Themed restaurants can be a tricky maneuver. The last time I dined at one, the Rainforest Café, the faux foliage, saline breeze and animatronics lulled me until the food arrived and snapped me back into reality. Such is life in childhood.
Khâluna promises no such deception, nor gimmicks. First it magically transports you to the toniest beachside resorts in Southeast Asia, the types where everything looks saturated and enchantingly primed for Instagram everywhere you turn.
Then it serves you food that delivers on both exclusivity and pleasure — the kind that justifies multiple flights across continents and time zones.

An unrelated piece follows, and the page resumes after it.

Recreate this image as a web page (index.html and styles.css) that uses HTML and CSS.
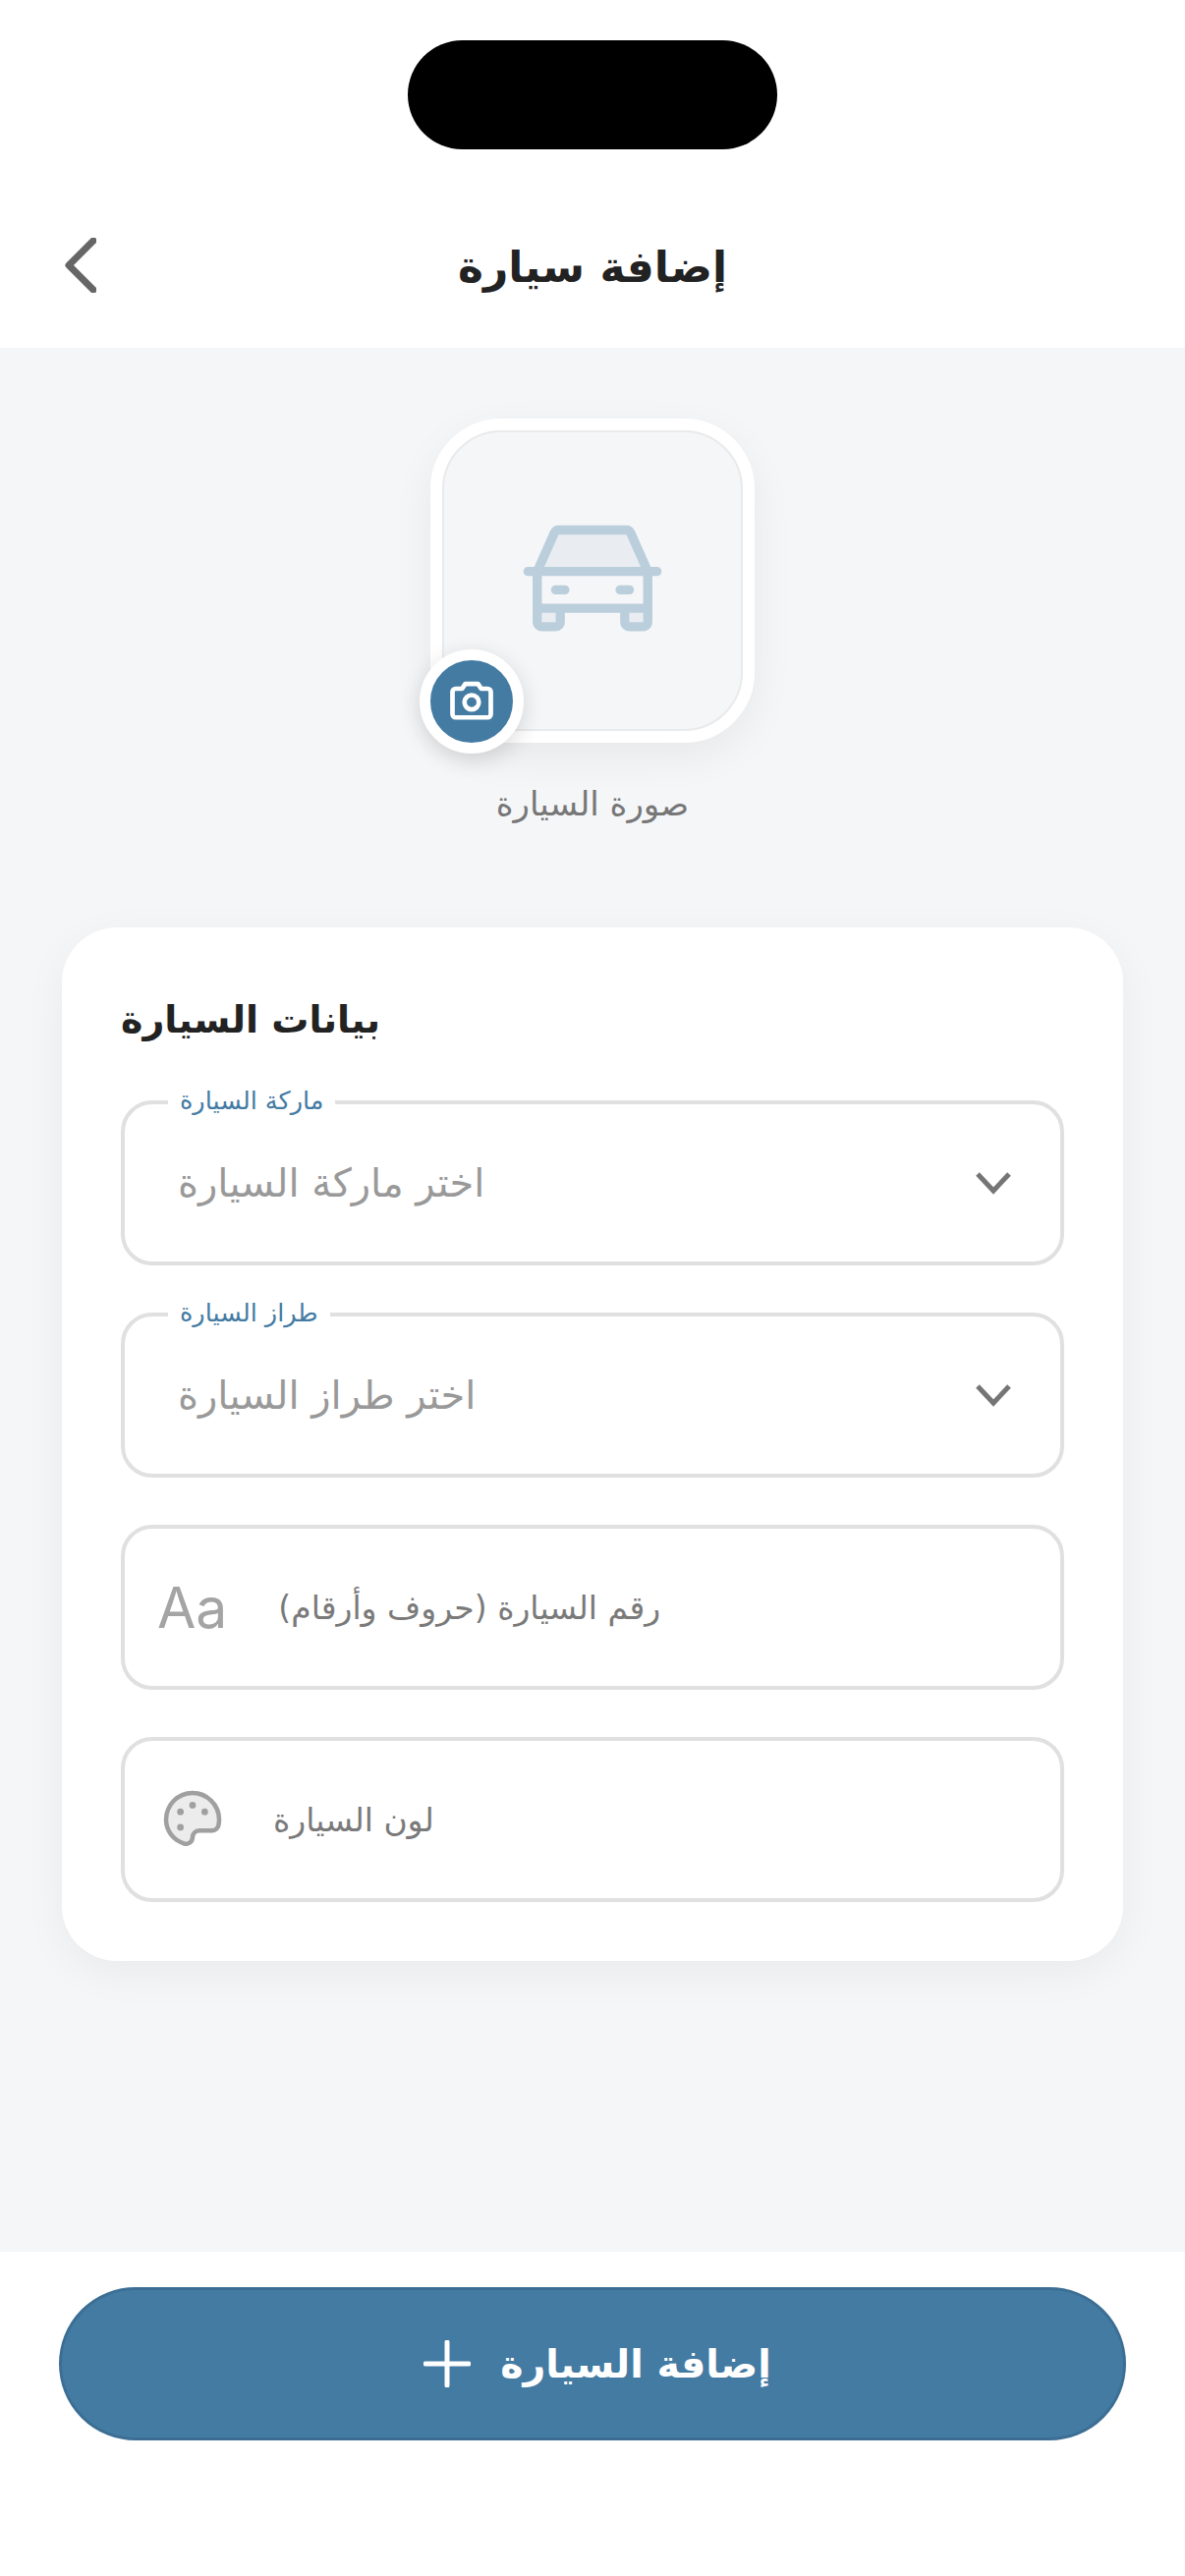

You won't have to pay (nearly) this extravagantly at Khâluna, which opened last fall; inside the restaurant, gigantic, inverted salad bowls double as pendants, casting a honeyed glow on the white oak, glistening quartz countertops, tropically styled rattan chairs, porcelainlike chopsticks and its well heeled, expensively coifed clientele who won't mind paying $25 for duck fried rice.
"Edina moms," my dining companion observes, confident of his intel based on whispers among said community. Certainly they are the younger, après-spin segment who are looking for the next "it" restaurant. And judging from what it takes to score a reservation, they seem to have found it.
To label Khâluna by this accolade would understate the efforts of its chef and owner, Ann Ahmed, who is devoted to educating the Twin Cities on the nuances of food from her home country, Laos, and beyond. Last year, Ahmed told me that when she opened her first restaurant, Lemon Grass, in Brooklyn Park, nearby residents repeatedly requested non-Thai dishes, like Kung Pao Chicken, for years. When Lat14 came along, some 13 years later, she wisened up and executed fare more reminiscent of her Laotian heritage.
But it's at Khâluna where Ahmed is in her element, finally accepting that she's done enough to bring Twin Citians along in her journey. Yes, the Basil Wings, a Lat14 hit, make a loud, familiar reappearance. The batter still shatters. The spice tingles like fire ants. And Ahmed still makes her secret spice mix at home. Yet the rest of her menu is filled with many dishes less common even in the Southeast Asian countries by which they are inspired. Some of these are emphatically forthright; some subtle. Almost always, they taste fresh, alive.
Her fruits certainly do, and they warrant your attention. In Ahmed's deft hands, the often cloying and tannic tropical fruits, like mango and pineapple, transform into something ethereal.